Chez Léonid Sokov, cette étude en perspective des mouvements artistiques s’est affinée avec le temps, et a pris du relief. Son exposition Songes sur le Pop art mène la pensée vers des réflexions subtiles sur l’essence même de l’œuvre-création : l’ébauche est-elle déjà œuvre ? Un ouvrage non abouti est-il voué à le rester ? L’incarnation d’une œuvre vingt ans après fait-elle de la pensée un produit périmé ?
Réalisées en 2014 sur des esquisses des années 1970, les sculptures inédites de Léonid Sokov balayent l’idée d’une obsolescence artistique. L’artiste taille dans ses réflexions, trace les contours, découpe, épannèle, ébauche le songe pour une finition à la dimension tant scénique que réflexive.
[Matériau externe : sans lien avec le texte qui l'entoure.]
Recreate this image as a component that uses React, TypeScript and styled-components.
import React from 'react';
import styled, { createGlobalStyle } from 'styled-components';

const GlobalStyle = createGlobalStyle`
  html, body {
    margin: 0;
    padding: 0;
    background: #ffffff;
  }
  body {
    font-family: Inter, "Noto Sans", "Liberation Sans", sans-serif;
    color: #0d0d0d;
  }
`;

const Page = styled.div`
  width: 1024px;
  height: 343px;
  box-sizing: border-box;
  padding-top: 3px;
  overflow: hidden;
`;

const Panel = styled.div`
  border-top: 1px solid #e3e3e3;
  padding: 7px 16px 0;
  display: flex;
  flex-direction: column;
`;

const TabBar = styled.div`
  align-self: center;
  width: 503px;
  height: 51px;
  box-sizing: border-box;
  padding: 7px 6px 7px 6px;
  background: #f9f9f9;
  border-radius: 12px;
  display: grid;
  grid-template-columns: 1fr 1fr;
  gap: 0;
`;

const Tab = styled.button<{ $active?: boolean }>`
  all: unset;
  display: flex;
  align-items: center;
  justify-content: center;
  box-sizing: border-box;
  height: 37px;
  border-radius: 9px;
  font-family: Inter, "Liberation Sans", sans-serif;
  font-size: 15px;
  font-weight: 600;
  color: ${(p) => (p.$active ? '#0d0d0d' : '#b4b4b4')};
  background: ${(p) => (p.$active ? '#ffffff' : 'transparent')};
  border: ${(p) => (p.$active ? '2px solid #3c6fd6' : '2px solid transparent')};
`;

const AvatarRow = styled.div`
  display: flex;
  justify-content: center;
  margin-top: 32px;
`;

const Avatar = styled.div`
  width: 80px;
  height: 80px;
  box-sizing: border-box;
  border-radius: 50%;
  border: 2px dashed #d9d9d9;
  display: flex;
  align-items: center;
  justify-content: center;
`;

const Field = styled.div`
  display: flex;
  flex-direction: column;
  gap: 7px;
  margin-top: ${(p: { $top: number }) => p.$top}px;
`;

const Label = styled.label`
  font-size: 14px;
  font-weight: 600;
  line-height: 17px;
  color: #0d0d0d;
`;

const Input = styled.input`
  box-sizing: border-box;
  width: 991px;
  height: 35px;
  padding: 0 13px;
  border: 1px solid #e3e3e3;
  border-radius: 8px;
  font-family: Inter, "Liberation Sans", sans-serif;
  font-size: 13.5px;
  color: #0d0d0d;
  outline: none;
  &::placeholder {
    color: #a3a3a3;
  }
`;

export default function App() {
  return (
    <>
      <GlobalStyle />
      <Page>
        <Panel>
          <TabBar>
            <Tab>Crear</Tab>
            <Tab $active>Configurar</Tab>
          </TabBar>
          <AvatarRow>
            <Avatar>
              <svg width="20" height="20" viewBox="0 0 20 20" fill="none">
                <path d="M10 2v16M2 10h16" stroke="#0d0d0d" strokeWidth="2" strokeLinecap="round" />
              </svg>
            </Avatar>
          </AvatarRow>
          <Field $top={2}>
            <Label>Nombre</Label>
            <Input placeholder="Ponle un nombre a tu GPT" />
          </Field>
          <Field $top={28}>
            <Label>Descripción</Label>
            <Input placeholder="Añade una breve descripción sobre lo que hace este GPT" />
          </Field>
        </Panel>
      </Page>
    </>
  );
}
Tel est le songe représenté : une réalité imaginée. « Créer est une émotion instantanée. L’artiste ne crée pas un objet, il reproduit avec flair et justesse la perception du monde de façon existentialiste », a confié Léonid Sokov à RBTH.
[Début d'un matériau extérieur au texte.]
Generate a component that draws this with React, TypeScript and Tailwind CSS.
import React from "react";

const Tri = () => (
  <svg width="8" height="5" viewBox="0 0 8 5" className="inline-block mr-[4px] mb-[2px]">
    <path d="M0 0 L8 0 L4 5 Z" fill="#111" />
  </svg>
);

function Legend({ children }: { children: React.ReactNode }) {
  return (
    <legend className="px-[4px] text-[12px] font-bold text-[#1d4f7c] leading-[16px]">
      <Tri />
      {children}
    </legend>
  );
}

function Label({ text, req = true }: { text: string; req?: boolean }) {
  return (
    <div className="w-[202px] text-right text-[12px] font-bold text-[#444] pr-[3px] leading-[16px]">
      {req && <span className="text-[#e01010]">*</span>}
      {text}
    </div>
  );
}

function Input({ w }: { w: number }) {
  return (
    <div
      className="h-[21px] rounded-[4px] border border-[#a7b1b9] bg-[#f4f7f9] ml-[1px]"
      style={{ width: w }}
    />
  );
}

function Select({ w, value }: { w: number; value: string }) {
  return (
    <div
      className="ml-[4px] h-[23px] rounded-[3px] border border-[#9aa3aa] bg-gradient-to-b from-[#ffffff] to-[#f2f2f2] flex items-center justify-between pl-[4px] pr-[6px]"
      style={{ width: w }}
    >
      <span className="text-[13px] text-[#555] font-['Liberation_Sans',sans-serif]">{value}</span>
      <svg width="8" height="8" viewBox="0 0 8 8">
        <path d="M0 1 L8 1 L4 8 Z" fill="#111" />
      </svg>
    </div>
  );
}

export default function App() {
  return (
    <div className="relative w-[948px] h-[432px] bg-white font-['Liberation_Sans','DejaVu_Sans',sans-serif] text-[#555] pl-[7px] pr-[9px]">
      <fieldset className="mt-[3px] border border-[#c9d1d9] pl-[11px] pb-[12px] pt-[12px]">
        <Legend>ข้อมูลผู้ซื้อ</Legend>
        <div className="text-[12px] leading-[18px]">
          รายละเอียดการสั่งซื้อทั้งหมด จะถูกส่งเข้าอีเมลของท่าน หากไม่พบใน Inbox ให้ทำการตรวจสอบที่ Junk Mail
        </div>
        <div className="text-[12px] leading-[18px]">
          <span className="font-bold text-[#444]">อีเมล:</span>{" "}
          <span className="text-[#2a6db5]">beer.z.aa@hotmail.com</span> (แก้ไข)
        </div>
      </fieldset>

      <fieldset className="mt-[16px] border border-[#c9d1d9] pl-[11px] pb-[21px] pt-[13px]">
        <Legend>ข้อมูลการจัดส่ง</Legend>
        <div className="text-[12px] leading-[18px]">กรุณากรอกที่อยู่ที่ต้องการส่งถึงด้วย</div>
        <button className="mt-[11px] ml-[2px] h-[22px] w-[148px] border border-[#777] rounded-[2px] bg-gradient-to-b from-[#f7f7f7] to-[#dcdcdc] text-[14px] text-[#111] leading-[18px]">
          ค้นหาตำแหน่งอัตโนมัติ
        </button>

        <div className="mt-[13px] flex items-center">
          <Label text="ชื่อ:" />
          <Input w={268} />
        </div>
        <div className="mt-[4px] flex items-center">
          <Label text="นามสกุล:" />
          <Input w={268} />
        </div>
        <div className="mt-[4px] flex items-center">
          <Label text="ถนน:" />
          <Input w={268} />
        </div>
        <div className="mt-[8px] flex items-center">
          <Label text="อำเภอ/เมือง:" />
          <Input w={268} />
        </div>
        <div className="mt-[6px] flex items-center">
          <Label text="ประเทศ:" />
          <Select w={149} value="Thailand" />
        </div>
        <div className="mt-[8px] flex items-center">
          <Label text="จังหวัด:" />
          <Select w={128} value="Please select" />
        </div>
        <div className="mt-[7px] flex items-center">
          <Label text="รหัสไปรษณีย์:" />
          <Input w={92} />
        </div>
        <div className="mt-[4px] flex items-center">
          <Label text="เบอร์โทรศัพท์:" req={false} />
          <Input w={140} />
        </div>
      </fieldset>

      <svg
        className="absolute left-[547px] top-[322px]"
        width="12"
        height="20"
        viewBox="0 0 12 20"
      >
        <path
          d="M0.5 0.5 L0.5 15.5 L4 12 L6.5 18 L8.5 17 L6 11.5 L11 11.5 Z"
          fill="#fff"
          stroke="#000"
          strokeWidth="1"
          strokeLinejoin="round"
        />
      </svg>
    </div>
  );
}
Son travail autour de l’ombre incarne bien l’idée d’une réalité inversée. Plus lourde, plus massive et plus grossière que l’objet en question, on s’y heurte brutalement. « Cette ombre, c’est l’idée platonicienne matérialisée. C’est le mythe qui transforme l’homme ordinaire en légende. Mais il ne s’agit en fait que d’une ombre parfois un peu trop pesante », révèle l’artiste.
Qu’il s’agisse d’une chaise aux traits épais, d’une fenêtre aux contours rigides, ou encore du piédestal sur lequel sont posées les statues de bronze miniatures des deux dictateurs des années 1930, poursuivis par une gigantesque forme obscure, l’ombre force le regard à se figer sur l’impalpable, l’évanescent, le presque inexistant. Et pourtant, quoi de plus réel que l’ombre à l’ego démesurée d’Hitler et de Staline ?
Derrière cette pesanteur de l’histoire, Léonid Sokov conserve une approche décalée qui restitue à l’art toute sa fonction poétique. L’onirisme par le subversif ! Ses créations jouissent d’un espace de dérision qui lui permettent de s’approprier les mots-objets, de se jouer volontairement des cultures (ethniques et nationales, religieuses et païennes, artistiques et esthétiques), allant jusqu’à transgresser leurs propres frontières.
« Ne pas s’approcher, je bute », lit-on en russe sur une planche attachée à Shurik, un des personnages « fil conducteur » du sculpteur. L’artiste turbulent est volontairement insolent, ostensiblement indécent. Une vulgarité sobrement étudiée, reflet d’une fraction de la société jugée impropre, que l’idéologie tente d’éradiquer. Absurdité du système et non de l’art. L’échelle, dont l’ascension reste vaine car des vitres ont bloqué son accès, est une belle métaphore de ce non-sens et de la violente déraison qui agite l’Homme.